_WHAT IS NEEDED_
Leaving out every picture, quote the data below exactly as it appears.

_DATA ENTRIES_
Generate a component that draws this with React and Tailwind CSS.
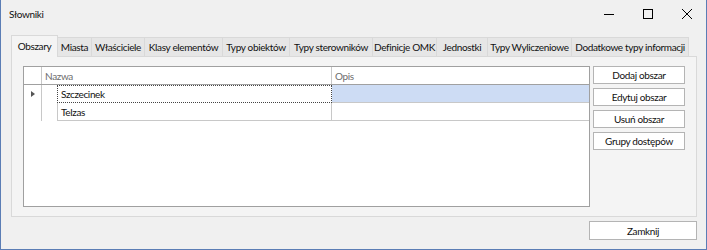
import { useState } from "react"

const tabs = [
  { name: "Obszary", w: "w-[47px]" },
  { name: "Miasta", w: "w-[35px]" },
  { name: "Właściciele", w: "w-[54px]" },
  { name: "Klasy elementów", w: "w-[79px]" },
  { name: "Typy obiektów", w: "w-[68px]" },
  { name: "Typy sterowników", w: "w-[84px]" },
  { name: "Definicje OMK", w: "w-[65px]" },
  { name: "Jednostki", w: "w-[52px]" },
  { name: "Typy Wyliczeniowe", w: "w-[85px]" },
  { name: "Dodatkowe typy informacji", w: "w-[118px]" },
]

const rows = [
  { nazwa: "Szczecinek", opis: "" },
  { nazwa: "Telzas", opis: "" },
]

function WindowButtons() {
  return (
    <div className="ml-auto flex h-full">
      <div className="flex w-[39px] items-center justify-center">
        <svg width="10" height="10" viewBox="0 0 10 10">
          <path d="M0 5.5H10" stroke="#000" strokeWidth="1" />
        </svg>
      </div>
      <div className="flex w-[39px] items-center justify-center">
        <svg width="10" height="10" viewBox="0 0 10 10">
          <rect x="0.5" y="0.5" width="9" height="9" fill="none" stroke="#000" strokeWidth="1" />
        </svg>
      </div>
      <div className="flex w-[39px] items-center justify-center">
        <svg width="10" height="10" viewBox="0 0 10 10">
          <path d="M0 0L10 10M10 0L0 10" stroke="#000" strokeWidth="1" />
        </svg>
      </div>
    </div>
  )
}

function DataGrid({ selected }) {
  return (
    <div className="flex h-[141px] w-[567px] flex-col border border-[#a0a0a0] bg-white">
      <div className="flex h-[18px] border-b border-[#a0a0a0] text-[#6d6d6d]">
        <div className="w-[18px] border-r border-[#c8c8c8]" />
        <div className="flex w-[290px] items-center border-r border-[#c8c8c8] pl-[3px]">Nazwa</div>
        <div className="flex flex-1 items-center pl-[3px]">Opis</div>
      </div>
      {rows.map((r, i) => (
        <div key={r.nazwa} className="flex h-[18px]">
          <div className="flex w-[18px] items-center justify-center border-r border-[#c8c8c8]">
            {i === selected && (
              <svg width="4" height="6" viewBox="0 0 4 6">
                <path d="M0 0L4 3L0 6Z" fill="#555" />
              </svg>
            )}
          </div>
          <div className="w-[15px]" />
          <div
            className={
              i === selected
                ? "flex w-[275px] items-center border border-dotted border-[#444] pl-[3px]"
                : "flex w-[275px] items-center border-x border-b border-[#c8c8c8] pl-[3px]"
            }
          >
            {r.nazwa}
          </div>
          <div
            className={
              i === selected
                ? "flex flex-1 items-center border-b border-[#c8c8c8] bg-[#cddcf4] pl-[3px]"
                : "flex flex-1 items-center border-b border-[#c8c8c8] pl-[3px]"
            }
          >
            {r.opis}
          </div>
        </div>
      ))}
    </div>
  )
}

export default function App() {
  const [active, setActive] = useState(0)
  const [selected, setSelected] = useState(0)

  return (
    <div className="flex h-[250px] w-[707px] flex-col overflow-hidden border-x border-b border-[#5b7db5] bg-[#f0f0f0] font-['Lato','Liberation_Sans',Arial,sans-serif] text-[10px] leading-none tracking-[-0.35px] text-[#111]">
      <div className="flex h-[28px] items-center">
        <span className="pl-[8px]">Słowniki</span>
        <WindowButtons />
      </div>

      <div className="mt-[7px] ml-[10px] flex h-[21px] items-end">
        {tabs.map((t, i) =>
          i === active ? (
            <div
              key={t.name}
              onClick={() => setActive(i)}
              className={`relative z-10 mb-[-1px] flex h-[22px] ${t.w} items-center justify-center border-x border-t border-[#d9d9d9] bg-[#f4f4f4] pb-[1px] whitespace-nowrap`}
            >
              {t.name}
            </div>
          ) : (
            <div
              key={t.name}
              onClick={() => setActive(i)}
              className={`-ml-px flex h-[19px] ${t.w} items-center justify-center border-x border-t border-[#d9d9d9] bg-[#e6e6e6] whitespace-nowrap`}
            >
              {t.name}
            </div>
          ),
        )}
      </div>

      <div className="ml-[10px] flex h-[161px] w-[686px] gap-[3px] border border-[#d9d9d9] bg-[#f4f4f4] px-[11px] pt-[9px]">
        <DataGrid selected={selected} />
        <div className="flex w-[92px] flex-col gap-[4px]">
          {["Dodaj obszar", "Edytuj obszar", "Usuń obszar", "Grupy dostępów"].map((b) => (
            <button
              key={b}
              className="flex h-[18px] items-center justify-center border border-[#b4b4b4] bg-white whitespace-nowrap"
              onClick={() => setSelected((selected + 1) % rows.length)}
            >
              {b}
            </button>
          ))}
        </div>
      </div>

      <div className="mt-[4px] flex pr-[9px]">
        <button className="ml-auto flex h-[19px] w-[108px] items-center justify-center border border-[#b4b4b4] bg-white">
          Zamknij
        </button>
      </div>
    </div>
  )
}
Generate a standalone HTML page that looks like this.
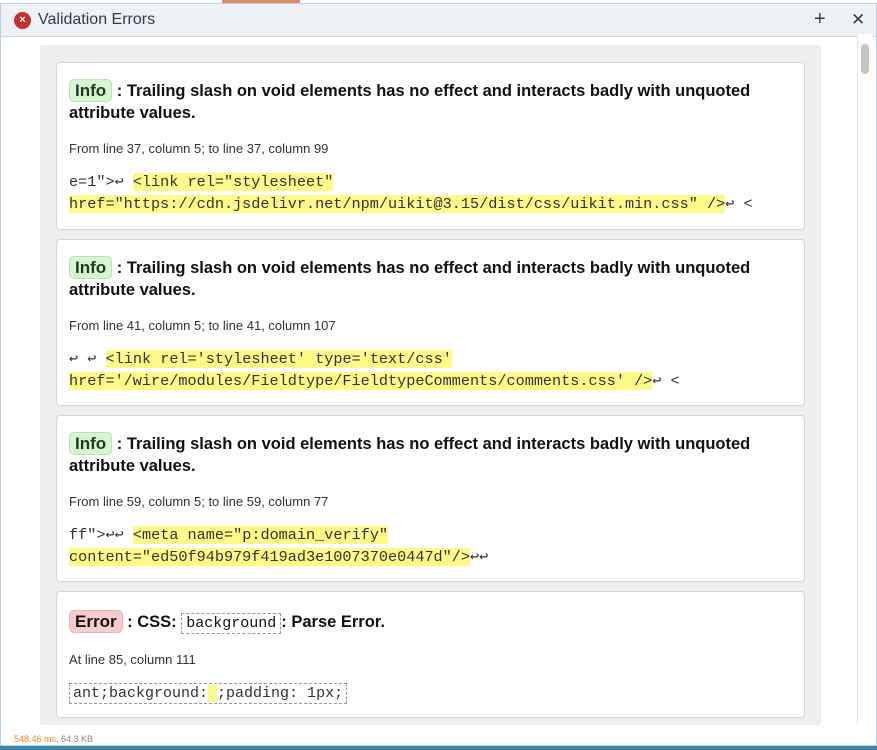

_EXPECTED ANSWER_
Generate a component that draws this with React and Tailwind CSS.
import { useState } from "react"

const tabs = [
  { name: "Obszary", w: "w-[47px]" },
  { name: "Miasta", w: "w-[35px]" },
  { name: "Właściciele", w: "w-[54px]" },
  { name: "Klasy elementów", w: "w-[79px]" },
  { name: "Typy obiektów", w: "w-[68px]" },
  { name: "Typy sterowników", w: "w-[84px]" },
  { name: "Definicje OMK", w: "w-[65px]" },
  { name: "Jednostki", w: "w-[52px]" },
  { name: "Typy Wyliczeniowe", w: "w-[85px]" },
  { name: "Dodatkowe typy informacji", w: "w-[118px]" },
]

const rows = [
  { nazwa: "Szczecinek", opis: "" },
  { nazwa: "Telzas", opis: "" },
]

function WindowButtons() {
  return (
    <div className="ml-auto flex h-full">
      <div className="flex w-[39px] items-center justify-center">
        <svg width="10" height="10" viewBox="0 0 10 10">
          <path d="M0 5.5H10" stroke="#000" strokeWidth="1" />
        </svg>
      </div>
      <div className="flex w-[39px] items-center justify-center">
        <svg width="10" height="10" viewBox="0 0 10 10">
          <rect x="0.5" y="0.5" width="9" height="9" fill="none" stroke="#000" strokeWidth="1" />
        </svg>
      </div>
      <div className="flex w-[39px] items-center justify-center">
        <svg width="10" height="10" viewBox="0 0 10 10">
          <path d="M0 0L10 10M10 0L0 10" stroke="#000" strokeWidth="1" />
        </svg>
      </div>
    </div>
  )
}

function DataGrid({ selected }) {
  return (
    <div className="flex h-[141px] w-[567px] flex-col border border-[#a0a0a0] bg-white">
      <div className="flex h-[18px] border-b border-[#a0a0a0] text-[#6d6d6d]">
        <div className="w-[18px] border-r border-[#c8c8c8]" />
        <div className="flex w-[290px] items-center border-r border-[#c8c8c8] pl-[3px]">Nazwa</div>
        <div className="flex flex-1 items-center pl-[3px]">Opis</div>
      </div>
      {rows.map((r, i) => (
        <div key={r.nazwa} className="flex h-[18px]">
          <div className="flex w-[18px] items-center justify-center border-r border-[#c8c8c8]">
            {i === selected && (
              <svg width="4" height="6" viewBox="0 0 4 6">
                <path d="M0 0L4 3L0 6Z" fill="#555" />
              </svg>
            )}
          </div>
          <div className="w-[15px]" />
          <div
            className={
              i === selected
                ? "flex w-[275px] items-center border border-dotted border-[#444] pl-[3px]"
                : "flex w-[275px] items-center border-x border-b border-[#c8c8c8] pl-[3px]"
            }
          >
            {r.nazwa}
          </div>
          <div
            className={
              i === selected
                ? "flex flex-1 items-center border-b border-[#c8c8c8] bg-[#cddcf4] pl-[3px]"
                : "flex flex-1 items-center border-b border-[#c8c8c8] pl-[3px]"
            }
          >
            {r.opis}
          </div>
        </div>
      ))}
    </div>
  )
}

export default function App() {
  const [active, setActive] = useState(0)
  const [selected, setSelected] = useState(0)

  return (
    <div className="flex h-[250px] w-[707px] flex-col overflow-hidden border-x border-b border-[#5b7db5] bg-[#f0f0f0] font-['Lato','Liberation_Sans',Arial,sans-serif] text-[10px] leading-none tracking-[-0.35px] text-[#111]">
      <div className="flex h-[28px] items-center">
        <span className="pl-[8px]">Słowniki</span>
        <WindowButtons />
      </div>

      <div className="mt-[7px] ml-[10px] flex h-[21px] items-end">
        {tabs.map((t, i) =>
          i === active ? (
            <div
              key={t.name}
              onClick={() => setActive(i)}
              className={`relative z-10 mb-[-1px] flex h-[22px] ${t.w} items-center justify-center border-x border-t border-[#d9d9d9] bg-[#f4f4f4] pb-[1px] whitespace-nowrap`}
            >
              {t.name}
            </div>
          ) : (
            <div
              key={t.name}
              onClick={() => setActive(i)}
              className={`-ml-px flex h-[19px] ${t.w} items-center justify-center border-x border-t border-[#d9d9d9] bg-[#e6e6e6] whitespace-nowrap`}
            >
              {t.name}
            </div>
          ),
        )}
      </div>

      <div className="ml-[10px] flex h-[161px] w-[686px] gap-[3px] border border-[#d9d9d9] bg-[#f4f4f4] px-[11px] pt-[9px]">
        <DataGrid selected={selected} />
        <div className="flex w-[92px] flex-col gap-[4px]">
          {["Dodaj obszar", "Edytuj obszar", "Usuń obszar", "Grupy dostępów"].map((b) => (
            <button
              key={b}
              className="flex h-[18px] items-center justify-center border border-[#b4b4b4] bg-white whitespace-nowrap"
              onClick={() => setSelected((selected + 1) % rows.length)}
            >
              {b}
            </button>
          ))}
        </div>
      </div>

      <div className="mt-[4px] flex pr-[9px]">
        <button className="ml-auto flex h-[19px] w-[108px] items-center justify-center border border-[#b4b4b4] bg-white">
          Zamknij
        </button>
      </div>
    </div>
  )
}
Generate a standalone HTML page that looks like this.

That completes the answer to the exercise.